Suddenly, the state may now have an Elephant Reserve in the areas of Kolhapur and Sangli, after no reports of elephant for over 100 years.

These elephants entered Maharashtra about a year ago from Karnataka which the forest officials never expected. And after entering the state, they have now started living there permanently with no paucity of food. The forest officials, with no clue on management of the elephants as they have never tackled them in the past, could not help the villagers either who were equally clueless about the pachyderms.

"Generations of these villagers have never encountered wild elephants, neither there is training among the forest officers to tackle them. Everybody were at a loss and since we are not included in Project Elephant, there were no funds also to deal with the problems," said Principal Chief Conservator of Forest (PCCF) Wildlife, B Majumdar.

MoEF officials from the Centre visited the area and submitted a report recently. "A recommendation has been made to include the state in the project," he claimed.
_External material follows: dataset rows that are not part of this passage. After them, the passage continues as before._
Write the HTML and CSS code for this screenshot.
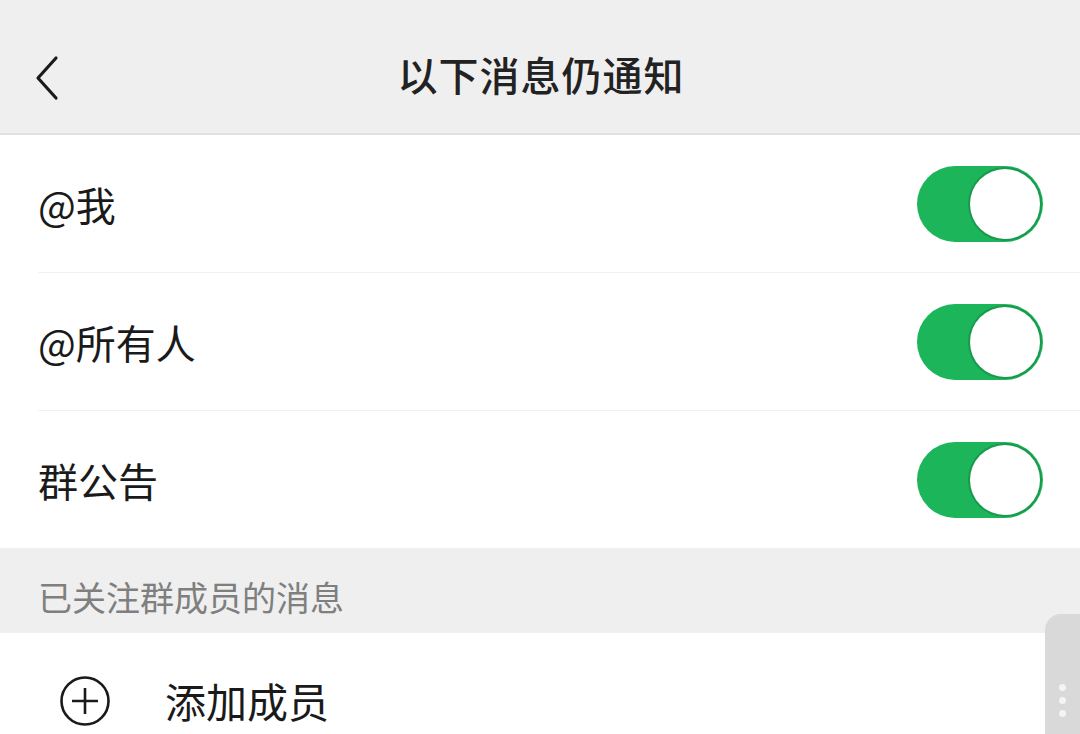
FILE: index.html
```html
<!DOCTYPE html>
<html lang="zh-CN">
<head>
<meta charset="utf-8">
<link rel="stylesheet" href="styles.css">
</head>
<body>
<div class="page">
  <header class="topbar">
    <svg class="back" width="30" height="48" viewBox="0 0 30 48"><path d="M22 4 L4 24 L22 44" fill="none" stroke="#1a1a1a" stroke-width="3.2" stroke-linecap="round" stroke-linejoin="round"/></svg>
    <h1 class="title">以下消息仍通知</h1>
  </header>
  <section class="group">
    <div class="row"><span class="label">@我</span><span class="toggle"><span class="knob"></span></span></div>
    <div class="row"><span class="label">@所有人</span><span class="toggle"><span class="knob"></span></span></div>
    <div class="row last"><span class="label">群公告</span><span class="toggle"><span class="knob"></span></span></div>
  </section>
  <div class="section-title">已关注群成员的消息</div>
  <section class="group">
    <div class="add-row">
      <svg class="plus" width="52" height="52" viewBox="0 0 52 52"><circle cx="26" cy="26" r="23.5" fill="none" stroke="#1a1a1a" stroke-width="2.6"/><path d="M26 13 V39 M13 26 H39" stroke="#1a1a1a" stroke-width="2.6"/></svg>
      <span class="add-label">添加成员</span>
    </div>
  </section>
  <div class="scroller"><span class="dot"></span><span class="dot"></span><span class="dot"></span></div>
</div>
</body>
</html>
```
FILE: styles.css
```css
* { box-sizing: border-box; }
html, body { margin: 0; padding: 0; }
body {
  width: 1080px;
  height: 734px;
  overflow: hidden;
  background: #ffffff;
  font-family: "Noto Sans CJK SC", "Noto Sans", sans-serif;
  color: #1a1a1a;
}
.page { position: relative; width: 1080px; height: 734px; overflow: hidden; }
.topbar {
  height: 135px;
  background: #efefef;
  border-bottom: 2px solid #e0e0e0;
  display: flex;
  align-items: center;
  justify-content: center;
  position: relative;
}
.back { position: absolute; left: 34px; top: 54px; }
.title {
  margin: 0;
  font-size: 40px;
  font-weight: 500;
  letter-spacing: 1px;
  color: #222;
  line-height: 1;
  padding-top: 14px;
  padding-left: 2px;
}
.group { background: #fff; }
.row {
  height: 138px;
  margin-left: 38px;
  padding-right: 37px;
  display: flex;
  align-items: center;
  justify-content: space-between;
  border-bottom: 1px solid #f0f0f0;
}
.row.last { border-bottom: none; height: 137px; }
.label { font-size: 40px; line-height: 1; color: #1a1a1a; }
.toggle {
  width: 126px;
  height: 76px;
  border-radius: 38px;
  background: #1db55a;
  display: flex;
  align-items: center;
  justify-content: flex-end;
  padding: 3px;
}
.knob {
  width: 70px;
  height: 70px;
  border-radius: 50%;
  background: #fff;
  box-shadow: 0 0 0 2px #189a4d;
}
.section-title {
  height: 85px;
  background: #efefef;
  padding-left: 38px;
  padding-top: 32px;
  font-size: 34px;
  line-height: 1;
  color: #7f7f7f;
}
.add-row {
  height: 140px;
  display: flex;
  align-items: flex-start;
  padding-left: 59px;
  padding-top: 42px;
}
.plus { flex: none; }
.add-label {
  margin-left: 54px;
  font-size: 41px;
  line-height: 1;
  margin-top: 5px;
}
.scroller {
  position: absolute;
  left: 1045px;
  top: 614px;
  width: 40px;
  height: 130px;
  background: #d9d9d9;
  border-top-left-radius: 16px;
  display: flex;
  flex-direction: column;
  align-items: center;
  padding-top: 70px;
  padding-right: 5px;
  gap: 6px;
}
.dot { width: 7px; height: 7px; border-radius: 50%; background: #f4f4f4; }
```
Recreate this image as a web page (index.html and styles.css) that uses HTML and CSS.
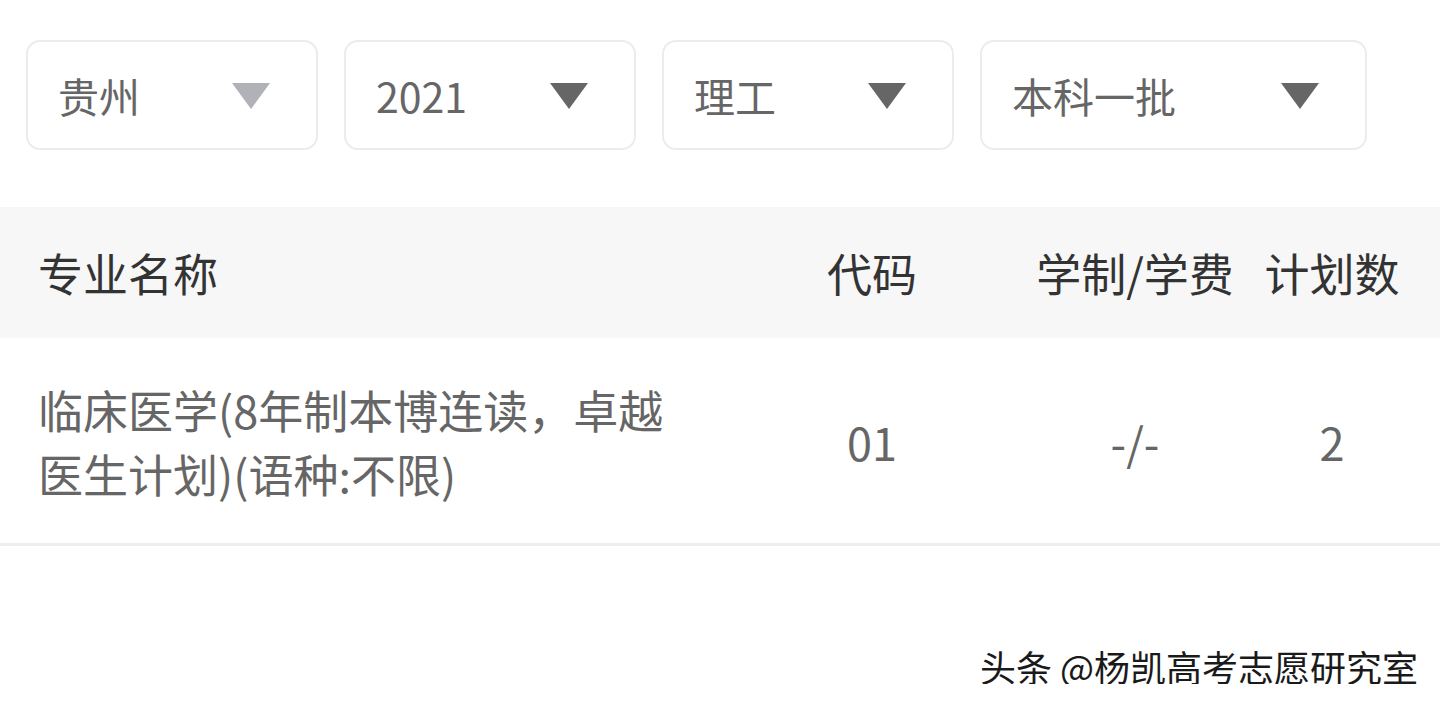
FILE: index.html
```html
<!DOCTYPE html>
<html lang="zh-CN">
<head>
<meta charset="utf-8">
<title>专业计划</title>
<link rel="stylesheet" href="styles.css">
</head>
<body>
<div class="filters">
  <div class="select w1"><span>贵州</span><i class="tri tri-light"></i></div>
  <div class="select w1"><span>2021</span><i class="tri"></i></div>
  <div class="select w1"><span>理工</span><i class="tri"></i></div>
  <div class="select w2"><span>本科一批</span><i class="tri"></i></div>
</div>
<div class="table">
  <div class="row head">
    <div class="c-name">专业名称</div>
    <div class="c-mid">代码</div>
    <div class="c-mid">学制/学费</div>
    <div class="c-mid">计划数</div>
  </div>
  <div class="row body">
    <div class="c-name">临床医学(8年制本博连读，卓越医生计划)(语种:不限)</div>
    <div class="c-mid">01</div>
    <div class="c-mid">-/-</div>
    <div class="c-mid">2</div>
  </div>
</div>
<div class="footer">
  <span class="mark">头条 @杨凯高考志愿研究室</span>
</div>
</body>
</html>
```

FILE: styles.css
```css
* { box-sizing: border-box; }
html, body {
  margin: 0;
  padding: 0;
  background: #fff;
  font-family: "Noto Sans CJK SC", "Noto Sans", sans-serif;
}
.filters {
  display: flex;
  gap: 26px;
  padding: 40px 0 0 26px;
}
.select {
  height: 110px;
  border: 2px solid #ececec;
  border-radius: 14px;
  display: flex;
  align-items: center;
  justify-content: space-between;
  padding: 0 46px 0 30px;
  font-size: 41px;
  color: #666;
}
.select span { line-height: 1; }
.w1 { width: 292px; }
.w2 { width: 387px; }
.tri {
  display: block;
  width: 0;
  height: 0;
  border-left: 19px solid transparent;
  border-right: 19px solid transparent;
  border-top: 26px solid #666;
  margin-top: 2px;
}
.tri-light { border-top-color: #b1b1b8; }
.table { margin-top: 57px; }
.row {
  display: grid;
  grid-template-columns: 676px 316px 210px 184px;
  padding-left: 38px;
  align-items: center;
}
.head {
  height: 131px;
  background: #f7f7f7;
  font-size: 45px;
  color: #333;
}
.body {
  height: 208px;
  border-bottom: 3px solid #eeeeee;
  font-size: 45px;
  color: #666;
  padding-top: 2px;
}
.body .c-name {
  line-height: 64px;
  padding-right: 24px;
}
.c-mid { text-align: center; white-space: nowrap; }
.footer {
  display: flex;
  justify-content: flex-end;
  padding: 102px 22px 0 0;
}
.mark {
  font-size: 36px;
  line-height: 1;
  color: #1a1a1a;
  text-shadow: 2px 2px 0 #fff, -1px -1px 0 #fff;
  font-weight: 400;
}
```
The pachyderms were also destroying crop in the area. Now, to help the farmers, drummers from Jharkhand and West Bengal will visit the state to teach how to drive off the elephants without harming them. These groups, commonly called 'Hula' parties, are experts on diverting wild elephants from one particular track to another.

"We are inviting these people to teach both our forest officers as well as the villagers to peacefully tackle the elephants because ultimately they have to deal with them. We also have to consider the safety of the animals," Majumdar said.

The project will also mean that the domestic animals will be cared better. "The Project Elephant initiative is putting a chip behind the ear of every elephant across the country so that their identity is established. This project can now be extended to Maharashtra," he said.